If the flow label field value is zero, the router performs the hash on the packet header; using the existing behavior based on the global or interface-level commands.

When enabled, IPv6 flow label load balancing also applies hashing on the triplet {SA, DA, Flow-Label} of the outer IPv6 header of an SRv6 encapsulated packet that is received on a network interface of a SRv6 transit router.

At the ingress PE router, SRv6 supports inserting the output of the hash that is performed on the inner IPv4, IPv6, or Ethernet service packet header into the flow label field of the outer IPv6 header it pushes on the SRv6 encapsulated packet.

For more details of the hashing and spraying of packets in SRv6, see the 7750 SR and 7950 XRS Segment Routing and PCE User Guide.

The flow label field in the outer header of a received IPv6 or SRv6 encapsulated packet is never modified in the datapath.

Interaction with other load balancing features

IPv6 flow label load balancing interacts with other load balancing features as follows:

When the flow-label-load-balancing command is enabled on an interface and the global level l4-load-balancing command is also enabled, it applies to all IPv4 packets and to IPv6 packets with a flow label field of zero.
The following global load-balancing commands apply independently to the corresponding non-IPv6 packet encapsulations:
- lsr-load-balancing
- mc-enh-load-balancing
- service-id-lag-hashing
When the flow-label-load-balancing command is enabled on an interface and the global load balancing l2tp-load-balancing command is enabled, it applies to the following situations:
- packets received with L2TPv2 over UDP/IPv4 encapsulation
- packets received with L2TPv3 over UDP/IPv4 encapsulation
- packets received with L2TPv3 over UDP/IPv6 encapsulation if the flow label field is zero. Otherwise, flow label hashing applies.
Packets received with L2TPv3 directly over IPv6 are not hashed on the L2TPv3 session ID. Therefore, hashing of these packets is based on the other interface level hash commands if the flow label field is zero. If the flow label is not zero, flow label hashing applies.

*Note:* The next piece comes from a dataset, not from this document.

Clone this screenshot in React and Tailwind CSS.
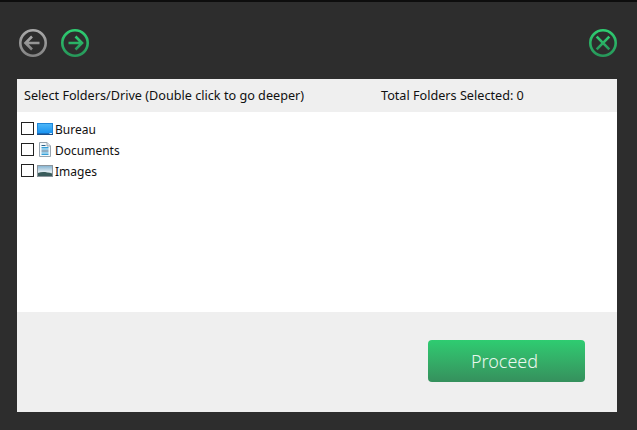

Note: SR OS implementation of L2TPv3 supports UDP/IPv6 encapsulation only. However, third-party implementations may support L2TPv3 directly over IPv6 encapsulation.
The global load-balancing command selects a different hashing algorithm and therefore applies all the time when enabled, including when the flow-label-load-balancing command is enabled on the interface: system-ip-load-balancing.
When the flow-label-load-balancing command is enabled on an interface and the per-interface spi-load-balancing or teid-load-balancing commands are enabled, they apply to all IPv4 packets and to IPv6 packets with a flow label field of zero.
The following per-interface load-balancing command applies independently to MPLS encapsulated packets: lsr-load-balancing
The per-interface load balancing command, egr-ip-load-balancing and the flow-label-load-balancing command are mutually exclusive. The CLI enforces this exclusivity.
The following per-LAG port packet spraying commands override the flow-label-load-balancing command. IPv6 packets, with a non-zero flow label value, are sprayed over LAG links according to the enabled LAG-spraying mode.
- per-link-hash
- link-map-profile

LAG hold-down timers

Users can configure multiple hold-down timers that allow control how quickly LAG responds to operational port state changes. The following timers are supported:

port-level hold-time up/down timer

This optional timer allows user to control delay for adding/removing a port from LAG when the port comes UP/goes DOWN. Each LAG port runs the same value of the timer, configured on the primary LAG link. See the Port Link Dampening description in Port features for more details on this timer.
sub-group-level hold-time timer

This optional timer allows user to control delay for a switch to a new candidate sub-group selected by LAG sub-group selection algorithm from the current, operationally UP sub-group. The timer can also be configured to never expire, which prevents a switch from operationally up sub-group to a new candidate sub-group (manual switchover is possible using tools perform force lag command). Note that, if the port link dampening is deployed, the port level timer must expire before the sub-group-selection takes place and this timer is started. Sub-group-level hold-down timer is supported with LAGs running LACP only.
LAG-level hold-time down timer

This optional timer allows user to control delay for declaring a LAG operationally down when the available links fall below the required port/BW minimum. The timer is recommended for LAG connecting to MC-LAG systems. The timer prevents a LAG going down when MC-LAG switchover executes break-before-make switch. Note that, if the port link dampening is deployed, the port level timer must expire before the LAG operational status is processed and this timer is started.

BFD over LAG links

The router supports the application of BFD to monitor individual LAG link members to speed up the detection of link failures. When BFD is associated with an Ethernet LAG, BFD sessions are setup over each link member, and are referred to as micro-BFD sessions. A link is not operational in the associated LAG until the associated micro-BFD session is fully established. In addition, the link member is removed from the operational state in the LAG if the BFD session fails.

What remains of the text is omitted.